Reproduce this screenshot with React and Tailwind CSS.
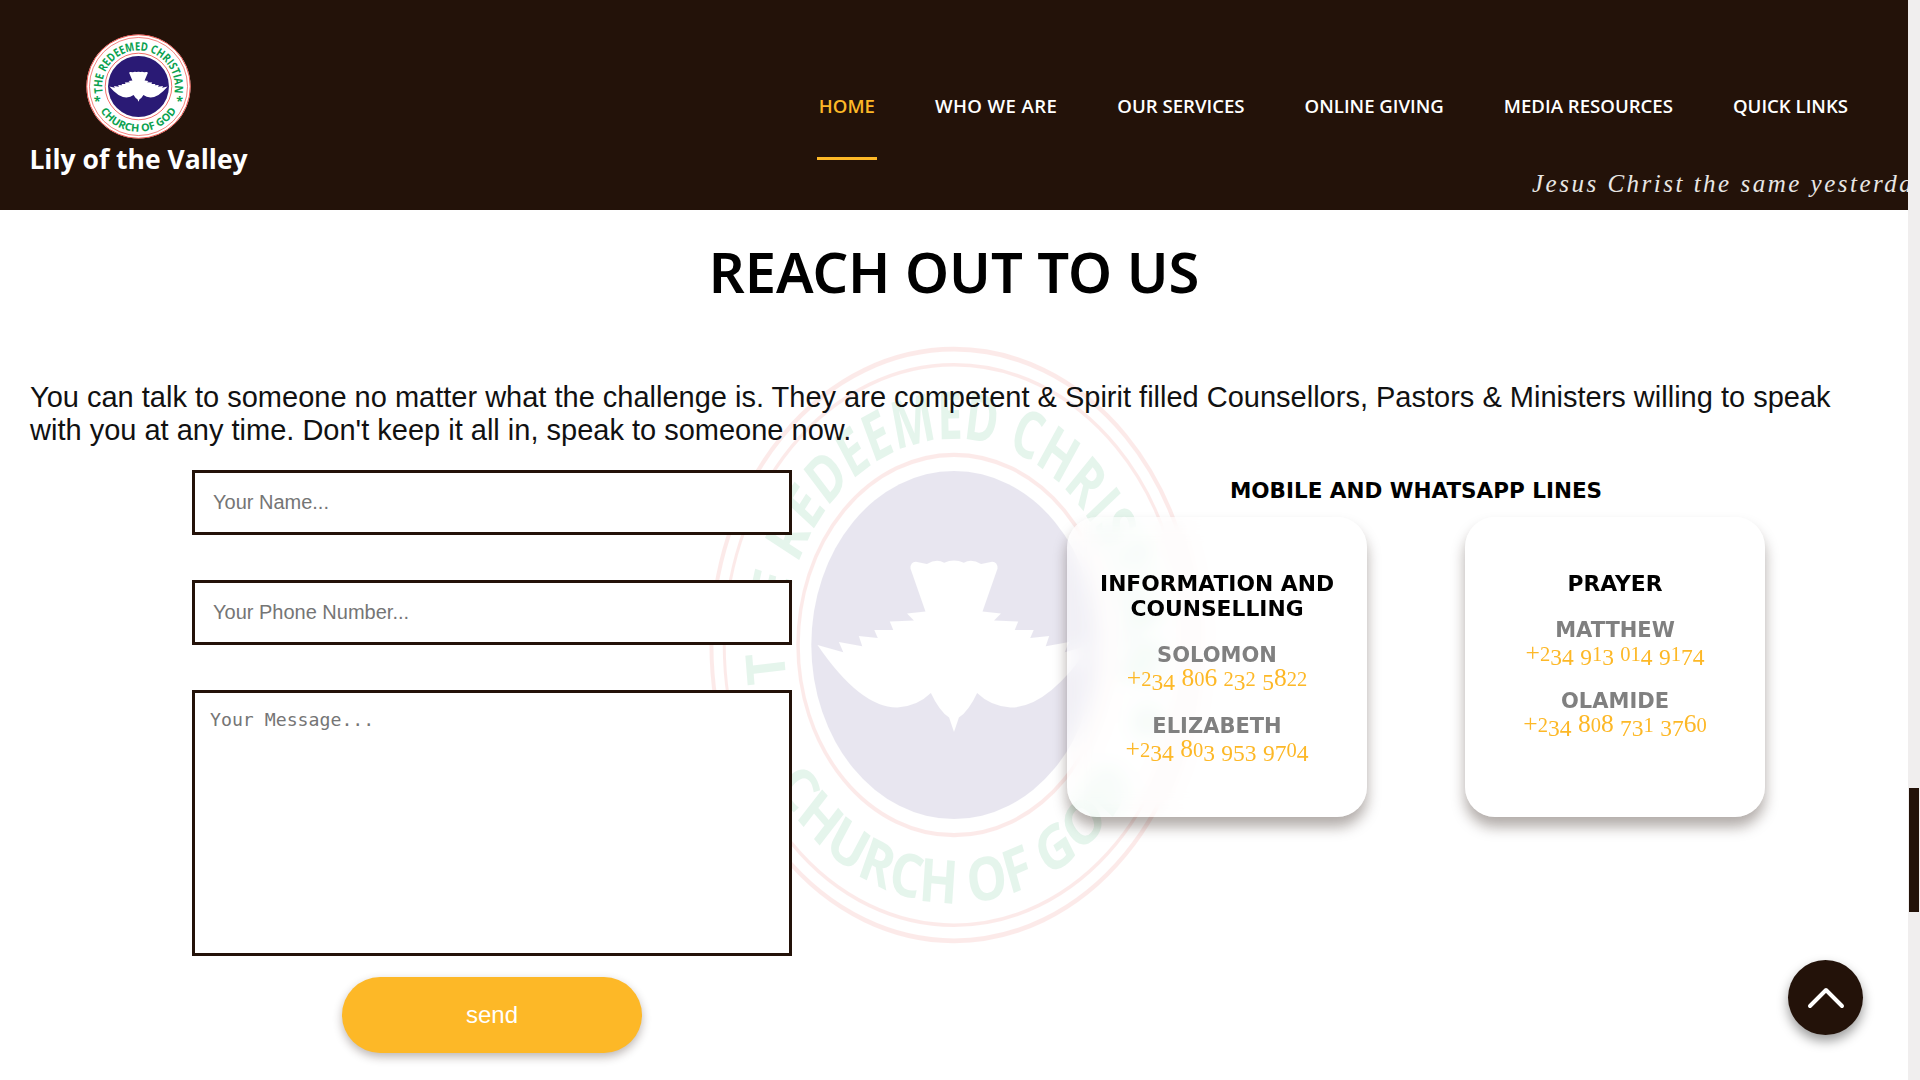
import React from "react";

const feathers = "M44.5 100 L55 102.4 L53.2 99 L62.7 100.4 L61.3 97 L69 97.7 L67.6 95 L75.3 95 L73.9 92.2 L83.7 91.8 L80.9 89.5 L88.4 88.8 L82.3 74.5 Q82.3 72 85 72.3 L89 73 Q93 71 96 72.6 Q100 71 104 72.6 Q107 71 111 73 L115 72.3 Q117.7 72 117.7 74.5 L111.6 88.8 L119.1 89.5 L116.3 91.8 L126.1 92.2 L124.7 95 L132.4 95 L131 97.7 L138.7 97 L137.3 100.4 L146.8 99 L145 102.4 L155.5 100 Q138 121 123 120.8 Q115 120.5 109.4 116 Q106 122 102 124.2 L100 129 L98 124.2 Q94 122 90.6 116 Q85 120.5 77 120.8 Q62 121 44.5 100 Z";

function Seal({ idTop, idBottom, className, disc }) {
  return (
    <svg viewBox="0 0 200 200" preserveAspectRatio="none" className={className}>
      <defs>
        <path id={idTop} d="M32 112 A69 69 0 1 1 168 112" />
        <path id={idBottom} d="M15.3 115 A86 86 0 0 0 184.7 115" />
      </defs>
      <circle cx="100" cy="100" r="99.2" fill={disc ? "#ffffff" : "none"} />
      <circle cx="100" cy="100" r="98.6" fill="none" stroke="#ec3b34" strokeWidth="1.6" />
      <circle cx="100" cy="100" r="93.4" fill="none" stroke="#ec3b34" strokeWidth="1.2" />
      <circle cx="100" cy="100" r="63.4" fill="none" stroke="#ec3b34" strokeWidth="1.4" />
      <circle cx="100" cy="100" r="58" fill="#2a1a75" />
      <path d={feathers} fill="#ffffff" />
      <text fill="#0aa14f" fontFamily="'Open Sans', sans-serif" fontWeight="700" fontSize="22" textAnchor="middle">
        <textPath href={`#${idTop}`} startOffset="50%" textLength="240" lengthAdjust="spacingAndGlyphs">THE REDEEMED CHRISTIAN</textPath>
      </text>
      <text fill="#0aa14f" fontFamily="'Open Sans', sans-serif" fontWeight="700" fontSize="20" textAnchor="middle">
        <textPath href={`#${idBottom}`} startOffset="50%" textLength="172" lengthAdjust="spacingAndGlyphs">CHURCH OF GOD</textPath>
      </text>
      <text x="15" y="138" fill="#0aa14f" fontFamily="'Open Sans', sans-serif" fontWeight="700" fontSize="24">*</text>
      <text x="172" y="138" fill="#0aa14f" fontFamily="'Open Sans', sans-serif" fontWeight="700" fontSize="24">*</text>
    </svg>
  );
}

function Phone({ number }) {
  return (
    <p className="-mt-[3px] font-['Liberation_Serif',serif] text-[25.5px] leading-[25px] text-[#fdb827]">
      {number.split("").map((c, i) => {
        if ("012".includes(c)) return <span key={i} className="text-[20.5px]">{c}</span>;
        if ("34579".includes(c)) return <span key={i} className="relative top-[4px] text-[23.5px]">{c}</span>;
        return <span key={i}>{c}</span>;
      })}
    </p>
  );
}

function Person({ name, number }) {
  return (
    <div className="mt-[22px]">
      <p className="font-['DejaVu_Sans',sans-serif] text-[21px] font-bold leading-[25px] text-[#808080]">{name}</p>
      <Phone number={number} />
    </div>
  );
}

function Card({ title, people }) {
  return (
    <div className="h-[300px] w-[300px] rounded-[30px] bg-white/40 px-[20px] pt-[54px] text-center shadow-[0_10px_14px_rgba(35,18,9,0.35)] backdrop-blur-[10px]">
      <h3 className="mb-[1px] font-['DejaVu_Sans',sans-serif] text-[21.8px] font-bold leading-[25px] text-black">{title}</h3>
      {people.map((p) => (
        <Person key={p.name} {...p} />
      ))}
    </div>
  );
}

export default function App() {
  const field =
    "block h-[65px] w-[600px] border-[3px] border-[#231209] bg-white px-[18px] font-['Liberation_Sans',sans-serif] text-[20px] outline-none placeholder:text-[#757575]";
  const item = "flex h-[160px] items-center px-[2px] pt-[52px]";
  return (
    <div className="flex h-[1080px] w-[1920px] overflow-hidden bg-white">
      <main className="relative h-full min-w-0 flex-1">
        <header className="flex h-[210px] bg-[#231209] pl-[30px]">
          <div className="flex w-[217px] flex-col items-center pt-[34px]">
            <Seal idTop="a1" idBottom="a2" disc className="h-[105px] w-[105px]" />
            <p className="mt-[1px] whitespace-nowrap font-['Open_Sans',sans-serif] text-[26.5px] font-bold leading-[38px] text-white">
              Lily of the Valley
            </p>
          </div>
          <div className="flex min-w-0 flex-1 flex-col">
            <nav className="flex h-[160px] items-start justify-end gap-[56px] pr-[58px] font-['Open_Sans',sans-serif] text-[18.6px] font-semibold text-white">
              <a className="flex h-[160px] items-center border-b-[3px] border-[#fdb827] px-[2px] pt-[55px] text-[#fdb827]">HOME</a>
              <a className={`${item} tracking-[0.4px]`}>WHO WE ARE</a>
              <a className={item}>OUR SERVICES</a>
              <a className={item}>ONLINE GIVING</a>
              <a className={item}>MEDIA RESOURCES</a>
              <a className={item}>QUICK LINKS</a>
            </nav>
            <div className="ml-auto mt-[9px] w-[376px] overflow-hidden whitespace-nowrap font-['Liberation_Serif',serif] text-[25px] italic leading-[30px] tracking-[2.5px] text-[#e8e6e4]">
              Jesus Christ the same yesterday, and to day, and for ever.
            </div>
          </div>
        </header>

        <section className="relative px-[30px]">
          <div className="pointer-events-none absolute left-[708px] top-[135px] opacity-[0.1]">
            <Seal idTop="b1" idBottom="b2" className="h-[600px] w-[492px]" />
          </div>
          <h1 className="relative pt-[30px] text-center font-['Noto_Sans',sans-serif] text-[56px] font-semibold leading-[62px] text-black">
            REACH OUT TO US
          </h1>
          <p className="relative mt-[79px] font-['Liberation_Sans',sans-serif] text-[29px] leading-[33px] text-[#111111]">
            You can talk to someone no matter what the challenge is. They are competent &amp; Spirit filled Counsellors, Pastors &amp; Ministers willing to speak with you at any time. Don't keep it all in, speak to someone now.
          </p>
          <div className="relative mt-[23px] grid grid-cols-2">
            <form className="flex flex-col items-center gap-[45px]">
              <input placeholder="Your Name..." className={field} />
              <input placeholder="Your Phone Number..." className={field} />
              <textarea
                placeholder="Your Message..."
                className="block h-[266px] w-[600px] resize-none border-[3px] border-[#231209] bg-white px-[15px] py-[13px] font-['DejaVu_Sans_Mono',monospace] text-[18.2px] outline-none placeholder:text-[#757575]"
              />
              <button
                type="button"
                className="-mt-[24px] h-[76px] w-[300px] rounded-full bg-[#fdb827] font-['Liberation_Sans',sans-serif] text-[24px] text-white shadow-[0_4px_10px_rgba(35,18,9,0.3)]"
              >
                send
              </button>
            </form>
            <div className="flex flex-col items-center">
              <h2 className="font-['DejaVu_Sans',sans-serif] text-[21.5px] font-bold leading-[42px] text-black">
                MOBILE AND WHATSAPP LINES
              </h2>
              <div className="mt-[5px] flex gap-[98px]">
                <Card
                  title="INFORMATION AND COUNSELLING"
                  people={[
                    { name: "SOLOMON", number: "+234 806 232 5822" },
                    { name: "ELIZABETH", number: "+234 803 953 9704" },
                  ]}
                />
                <Card
                  title="PRAYER"
                  people={[
                    { name: "MATTHEW", number: "+234 913 014 9174" },
                    { name: "OLAMIDE", number: "+234 808 731 3760" },
                  ]}
                />
              </div>
            </div>
          </div>
        </section>

        <button
          type="button"
          className="absolute bottom-[45px] right-[45px] flex h-[75px] w-[75px] items-center justify-center rounded-full bg-[#231209] shadow-[0_6px_12px_rgba(0,0,0,0.4)]"
        >
          <svg viewBox="0 0 40 24" className="h-[24px] w-[40px]" fill="none" stroke="#ffffff" strokeWidth="4" strokeLinecap="round" strokeLinejoin="round">
            <path d="M4 20 L20 4 L36 20" />
          </svg>
        </button>
      </main>
      <aside className="h-full w-[12px] shrink-0 bg-[#f0eeee] pl-[1px] pr-[1px] pt-[788px]">
        <div className="h-[124px] w-full bg-[#231209]" />
      </aside>
    </div>
  );
}
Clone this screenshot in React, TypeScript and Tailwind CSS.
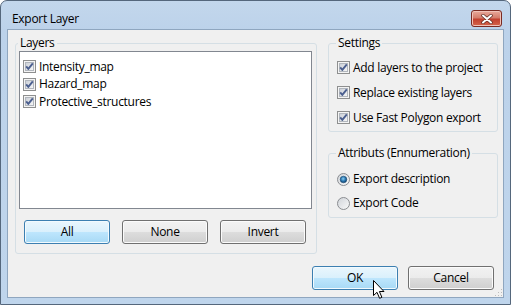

⁂

◆ Brief: Count every line bearing the word "Tailwind"; report the total only.

◆ Exercise answer: 2